* **Task prompt**
Of the lines in this material, how many contain "code"? Answer with a single number only.

* **Extracted records**

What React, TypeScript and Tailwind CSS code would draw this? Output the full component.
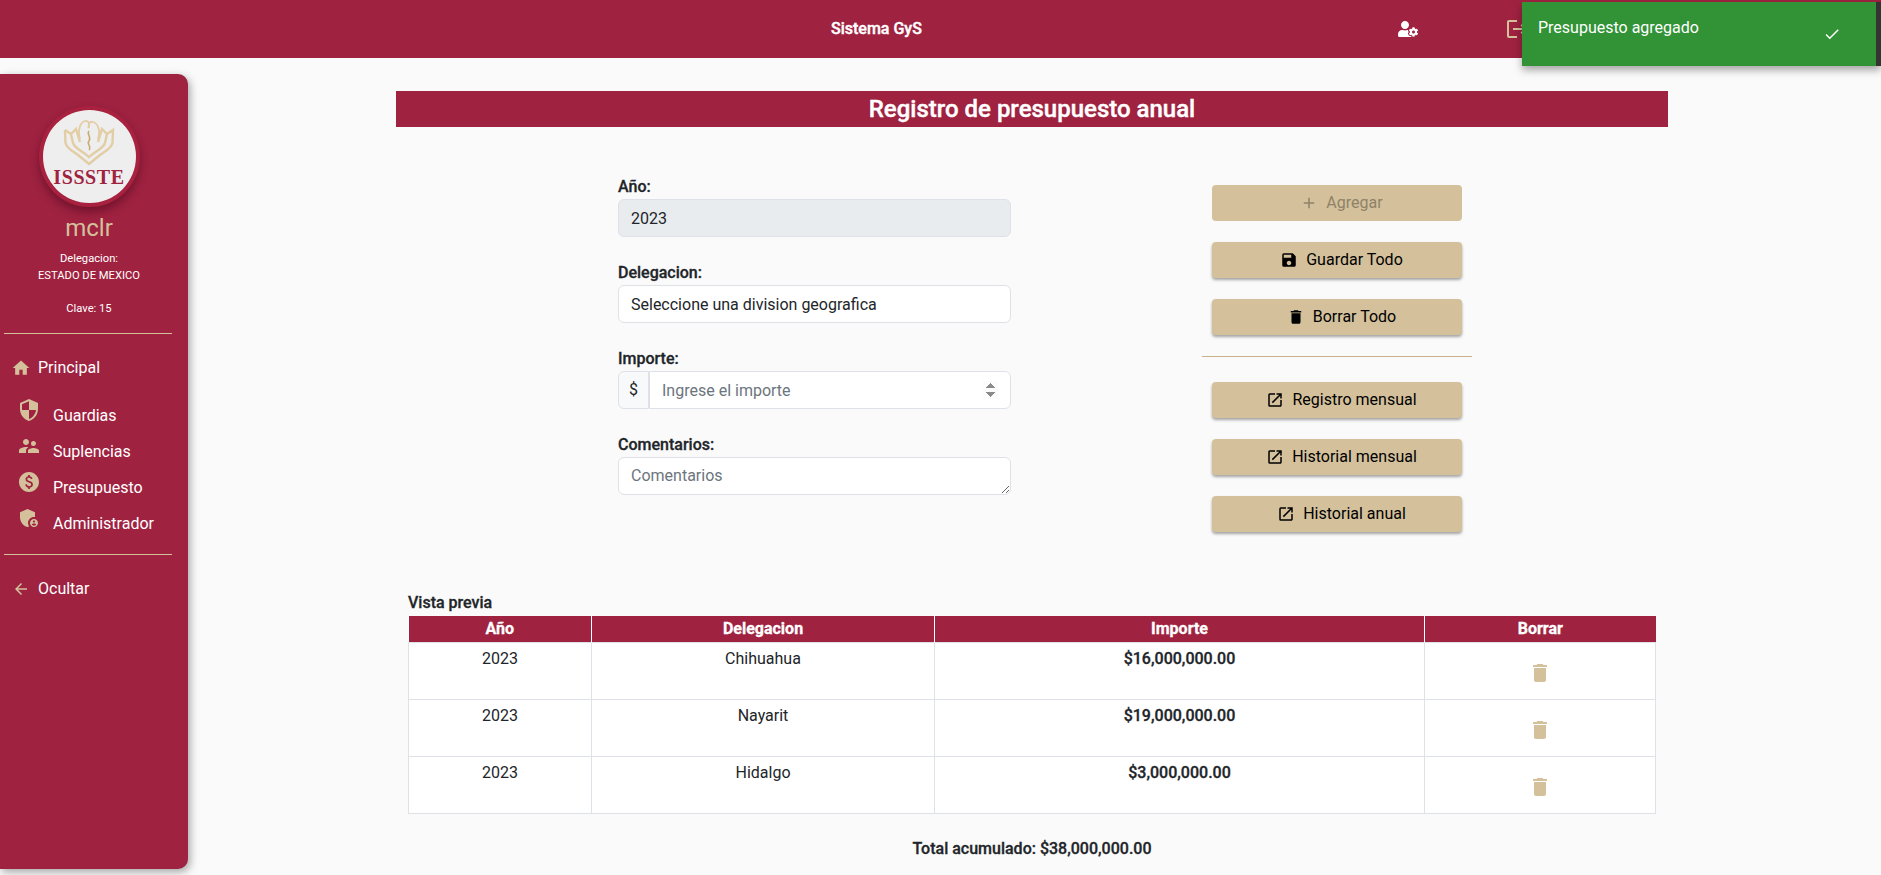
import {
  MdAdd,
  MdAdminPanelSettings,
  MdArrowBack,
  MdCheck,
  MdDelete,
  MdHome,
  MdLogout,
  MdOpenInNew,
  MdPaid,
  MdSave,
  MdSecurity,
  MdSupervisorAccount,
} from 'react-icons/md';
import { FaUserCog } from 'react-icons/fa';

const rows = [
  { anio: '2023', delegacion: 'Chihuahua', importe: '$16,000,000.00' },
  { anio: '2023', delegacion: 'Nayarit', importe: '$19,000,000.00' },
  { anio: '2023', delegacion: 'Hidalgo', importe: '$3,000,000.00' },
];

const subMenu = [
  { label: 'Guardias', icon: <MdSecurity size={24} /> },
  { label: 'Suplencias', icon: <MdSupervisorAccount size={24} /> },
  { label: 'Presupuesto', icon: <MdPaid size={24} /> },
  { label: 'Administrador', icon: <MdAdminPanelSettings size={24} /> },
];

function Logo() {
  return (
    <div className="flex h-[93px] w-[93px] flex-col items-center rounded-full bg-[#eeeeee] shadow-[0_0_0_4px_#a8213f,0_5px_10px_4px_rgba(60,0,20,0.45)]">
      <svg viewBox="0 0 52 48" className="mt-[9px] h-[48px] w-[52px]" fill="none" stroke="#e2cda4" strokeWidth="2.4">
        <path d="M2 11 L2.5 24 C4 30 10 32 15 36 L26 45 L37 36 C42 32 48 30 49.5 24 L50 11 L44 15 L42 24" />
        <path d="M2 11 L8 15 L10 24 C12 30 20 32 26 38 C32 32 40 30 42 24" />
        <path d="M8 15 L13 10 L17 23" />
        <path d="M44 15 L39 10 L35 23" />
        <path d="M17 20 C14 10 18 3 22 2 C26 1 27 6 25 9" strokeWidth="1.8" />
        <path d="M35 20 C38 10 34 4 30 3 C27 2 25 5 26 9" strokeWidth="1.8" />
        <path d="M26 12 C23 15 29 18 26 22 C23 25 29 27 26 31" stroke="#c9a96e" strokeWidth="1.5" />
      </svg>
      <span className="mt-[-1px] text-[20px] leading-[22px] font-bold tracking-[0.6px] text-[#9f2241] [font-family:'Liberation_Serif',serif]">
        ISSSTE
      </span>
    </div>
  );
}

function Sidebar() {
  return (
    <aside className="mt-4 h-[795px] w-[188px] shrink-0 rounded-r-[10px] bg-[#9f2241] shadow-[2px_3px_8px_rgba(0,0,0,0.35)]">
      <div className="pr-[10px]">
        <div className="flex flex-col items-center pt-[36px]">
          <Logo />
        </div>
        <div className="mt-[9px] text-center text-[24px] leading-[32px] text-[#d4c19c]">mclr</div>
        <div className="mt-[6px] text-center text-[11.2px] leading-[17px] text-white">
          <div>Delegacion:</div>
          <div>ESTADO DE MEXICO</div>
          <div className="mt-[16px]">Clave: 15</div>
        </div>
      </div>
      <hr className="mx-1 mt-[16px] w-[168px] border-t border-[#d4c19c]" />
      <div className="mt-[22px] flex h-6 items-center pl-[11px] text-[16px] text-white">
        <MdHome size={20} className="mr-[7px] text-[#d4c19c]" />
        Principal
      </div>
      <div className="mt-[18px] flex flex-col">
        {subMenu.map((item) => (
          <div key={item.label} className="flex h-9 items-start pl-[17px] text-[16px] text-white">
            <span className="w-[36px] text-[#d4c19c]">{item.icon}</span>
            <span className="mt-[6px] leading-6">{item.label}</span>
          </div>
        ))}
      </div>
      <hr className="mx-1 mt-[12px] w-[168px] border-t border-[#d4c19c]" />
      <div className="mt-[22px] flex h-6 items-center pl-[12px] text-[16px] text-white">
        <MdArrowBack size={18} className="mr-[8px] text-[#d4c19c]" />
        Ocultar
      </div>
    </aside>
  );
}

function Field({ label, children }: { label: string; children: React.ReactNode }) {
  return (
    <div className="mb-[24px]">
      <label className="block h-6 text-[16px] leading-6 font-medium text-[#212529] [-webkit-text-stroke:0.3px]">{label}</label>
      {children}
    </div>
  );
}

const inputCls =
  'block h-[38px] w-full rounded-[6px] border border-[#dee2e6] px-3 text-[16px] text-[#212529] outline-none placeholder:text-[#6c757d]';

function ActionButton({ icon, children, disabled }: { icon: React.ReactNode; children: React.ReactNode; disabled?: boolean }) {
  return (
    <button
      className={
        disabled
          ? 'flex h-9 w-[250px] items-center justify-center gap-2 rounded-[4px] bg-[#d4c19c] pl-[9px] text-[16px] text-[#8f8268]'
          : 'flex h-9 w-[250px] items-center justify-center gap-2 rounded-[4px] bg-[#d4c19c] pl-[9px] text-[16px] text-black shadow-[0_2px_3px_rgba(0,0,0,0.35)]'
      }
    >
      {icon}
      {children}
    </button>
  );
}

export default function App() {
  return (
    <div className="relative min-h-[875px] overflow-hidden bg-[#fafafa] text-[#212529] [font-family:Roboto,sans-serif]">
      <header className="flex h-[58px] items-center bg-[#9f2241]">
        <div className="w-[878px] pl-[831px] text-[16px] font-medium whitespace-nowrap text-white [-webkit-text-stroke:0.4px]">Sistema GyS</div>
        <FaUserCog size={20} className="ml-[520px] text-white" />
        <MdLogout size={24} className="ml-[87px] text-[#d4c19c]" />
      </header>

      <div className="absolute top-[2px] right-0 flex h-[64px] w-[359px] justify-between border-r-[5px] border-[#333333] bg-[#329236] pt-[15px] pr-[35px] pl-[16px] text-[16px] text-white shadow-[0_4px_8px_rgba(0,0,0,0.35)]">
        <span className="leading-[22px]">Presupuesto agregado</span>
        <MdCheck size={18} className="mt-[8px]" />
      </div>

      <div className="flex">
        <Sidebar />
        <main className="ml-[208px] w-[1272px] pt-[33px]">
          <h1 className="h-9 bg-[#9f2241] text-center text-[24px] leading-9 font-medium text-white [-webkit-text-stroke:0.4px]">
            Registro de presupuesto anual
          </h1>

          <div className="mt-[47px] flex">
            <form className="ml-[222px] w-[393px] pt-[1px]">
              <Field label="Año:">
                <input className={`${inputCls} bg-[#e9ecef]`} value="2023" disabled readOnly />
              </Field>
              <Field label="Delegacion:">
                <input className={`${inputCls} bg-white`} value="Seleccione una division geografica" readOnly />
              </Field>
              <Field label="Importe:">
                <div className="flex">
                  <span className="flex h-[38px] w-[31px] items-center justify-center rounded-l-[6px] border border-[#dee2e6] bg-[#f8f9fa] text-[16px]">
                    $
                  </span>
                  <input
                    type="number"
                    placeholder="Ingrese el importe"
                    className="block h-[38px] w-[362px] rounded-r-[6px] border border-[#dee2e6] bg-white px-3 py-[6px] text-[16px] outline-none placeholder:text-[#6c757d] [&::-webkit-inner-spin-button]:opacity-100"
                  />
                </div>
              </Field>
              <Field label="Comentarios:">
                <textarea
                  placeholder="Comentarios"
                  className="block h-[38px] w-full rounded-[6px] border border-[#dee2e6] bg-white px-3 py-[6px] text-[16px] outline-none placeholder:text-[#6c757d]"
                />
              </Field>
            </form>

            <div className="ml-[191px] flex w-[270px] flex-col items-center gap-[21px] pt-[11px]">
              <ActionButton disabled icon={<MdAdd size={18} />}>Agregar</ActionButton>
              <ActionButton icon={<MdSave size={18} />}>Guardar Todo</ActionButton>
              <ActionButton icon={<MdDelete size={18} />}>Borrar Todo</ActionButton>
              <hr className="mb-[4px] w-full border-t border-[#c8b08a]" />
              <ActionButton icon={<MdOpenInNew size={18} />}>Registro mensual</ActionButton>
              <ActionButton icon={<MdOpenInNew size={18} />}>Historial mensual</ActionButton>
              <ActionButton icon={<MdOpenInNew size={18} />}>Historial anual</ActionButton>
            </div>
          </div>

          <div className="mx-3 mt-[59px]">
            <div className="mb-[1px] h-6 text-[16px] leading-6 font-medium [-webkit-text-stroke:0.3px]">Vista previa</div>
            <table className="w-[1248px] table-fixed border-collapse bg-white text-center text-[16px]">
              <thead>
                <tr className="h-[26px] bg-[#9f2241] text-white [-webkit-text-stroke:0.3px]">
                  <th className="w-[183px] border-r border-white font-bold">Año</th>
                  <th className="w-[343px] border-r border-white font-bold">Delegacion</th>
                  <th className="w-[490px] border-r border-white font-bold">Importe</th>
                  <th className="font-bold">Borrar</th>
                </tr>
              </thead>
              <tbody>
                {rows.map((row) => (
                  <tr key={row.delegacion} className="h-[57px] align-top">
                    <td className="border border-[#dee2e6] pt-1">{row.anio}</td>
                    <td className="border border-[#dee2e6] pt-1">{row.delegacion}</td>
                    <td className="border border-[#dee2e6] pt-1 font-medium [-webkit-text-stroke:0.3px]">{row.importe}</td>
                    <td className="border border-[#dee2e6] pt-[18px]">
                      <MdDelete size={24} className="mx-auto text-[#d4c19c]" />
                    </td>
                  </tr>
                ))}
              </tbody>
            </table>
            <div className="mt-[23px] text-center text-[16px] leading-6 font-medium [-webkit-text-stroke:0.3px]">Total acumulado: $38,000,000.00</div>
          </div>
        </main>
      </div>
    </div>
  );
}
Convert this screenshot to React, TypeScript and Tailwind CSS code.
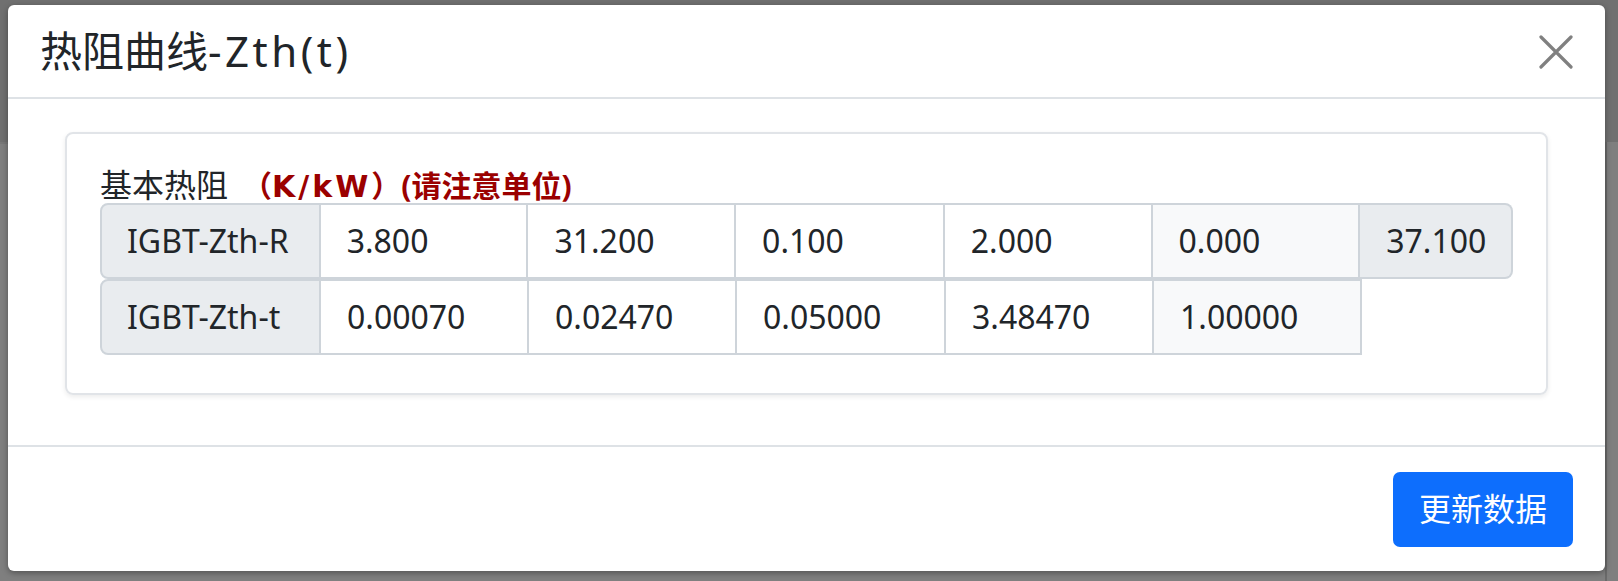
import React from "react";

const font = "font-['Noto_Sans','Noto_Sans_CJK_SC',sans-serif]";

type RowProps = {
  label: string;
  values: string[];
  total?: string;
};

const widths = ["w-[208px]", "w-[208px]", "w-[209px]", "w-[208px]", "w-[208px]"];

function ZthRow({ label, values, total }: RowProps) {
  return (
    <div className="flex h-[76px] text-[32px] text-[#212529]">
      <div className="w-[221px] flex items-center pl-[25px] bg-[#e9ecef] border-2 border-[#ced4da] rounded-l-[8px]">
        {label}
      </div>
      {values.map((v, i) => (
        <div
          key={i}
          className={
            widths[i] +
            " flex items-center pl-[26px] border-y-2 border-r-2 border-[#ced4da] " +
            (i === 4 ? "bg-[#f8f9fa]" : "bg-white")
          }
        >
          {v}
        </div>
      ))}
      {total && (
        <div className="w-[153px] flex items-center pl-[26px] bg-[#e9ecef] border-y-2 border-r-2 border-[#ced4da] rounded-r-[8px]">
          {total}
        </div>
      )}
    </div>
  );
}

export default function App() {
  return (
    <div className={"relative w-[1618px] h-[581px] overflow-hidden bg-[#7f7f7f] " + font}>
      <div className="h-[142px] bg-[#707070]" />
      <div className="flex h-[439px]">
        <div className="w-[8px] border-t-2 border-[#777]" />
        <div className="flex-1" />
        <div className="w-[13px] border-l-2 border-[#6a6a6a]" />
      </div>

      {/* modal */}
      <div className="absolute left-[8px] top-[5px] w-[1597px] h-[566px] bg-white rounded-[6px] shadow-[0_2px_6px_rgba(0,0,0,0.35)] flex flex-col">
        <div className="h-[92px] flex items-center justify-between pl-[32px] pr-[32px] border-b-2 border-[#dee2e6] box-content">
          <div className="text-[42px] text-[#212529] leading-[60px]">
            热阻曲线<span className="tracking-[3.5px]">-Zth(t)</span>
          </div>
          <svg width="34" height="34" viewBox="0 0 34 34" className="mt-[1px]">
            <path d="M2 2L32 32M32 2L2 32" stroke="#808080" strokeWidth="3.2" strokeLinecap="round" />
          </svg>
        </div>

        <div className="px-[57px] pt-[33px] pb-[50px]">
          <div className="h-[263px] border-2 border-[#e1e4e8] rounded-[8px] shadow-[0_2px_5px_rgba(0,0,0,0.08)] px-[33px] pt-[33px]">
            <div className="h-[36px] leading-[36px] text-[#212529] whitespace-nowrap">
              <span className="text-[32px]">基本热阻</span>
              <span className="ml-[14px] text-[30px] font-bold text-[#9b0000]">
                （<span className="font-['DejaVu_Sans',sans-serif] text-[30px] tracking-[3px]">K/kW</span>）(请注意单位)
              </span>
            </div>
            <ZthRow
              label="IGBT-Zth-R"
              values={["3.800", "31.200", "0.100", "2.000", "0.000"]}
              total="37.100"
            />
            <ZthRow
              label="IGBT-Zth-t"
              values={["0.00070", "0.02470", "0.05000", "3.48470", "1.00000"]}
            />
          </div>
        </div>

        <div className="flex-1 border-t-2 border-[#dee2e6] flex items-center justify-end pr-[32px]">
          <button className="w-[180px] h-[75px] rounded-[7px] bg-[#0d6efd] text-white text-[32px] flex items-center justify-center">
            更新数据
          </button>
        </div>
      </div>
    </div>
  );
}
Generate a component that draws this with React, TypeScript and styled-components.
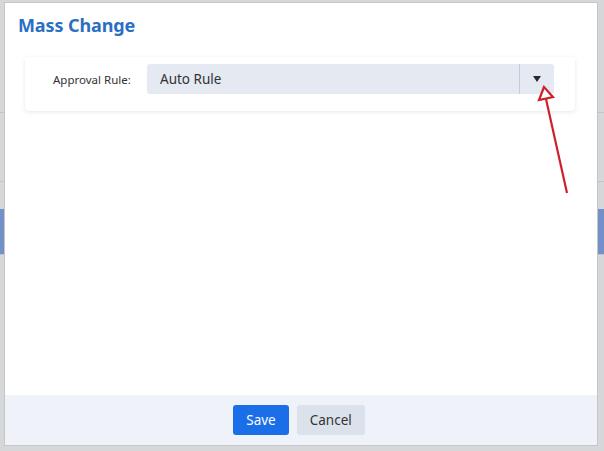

* **Correct response**
2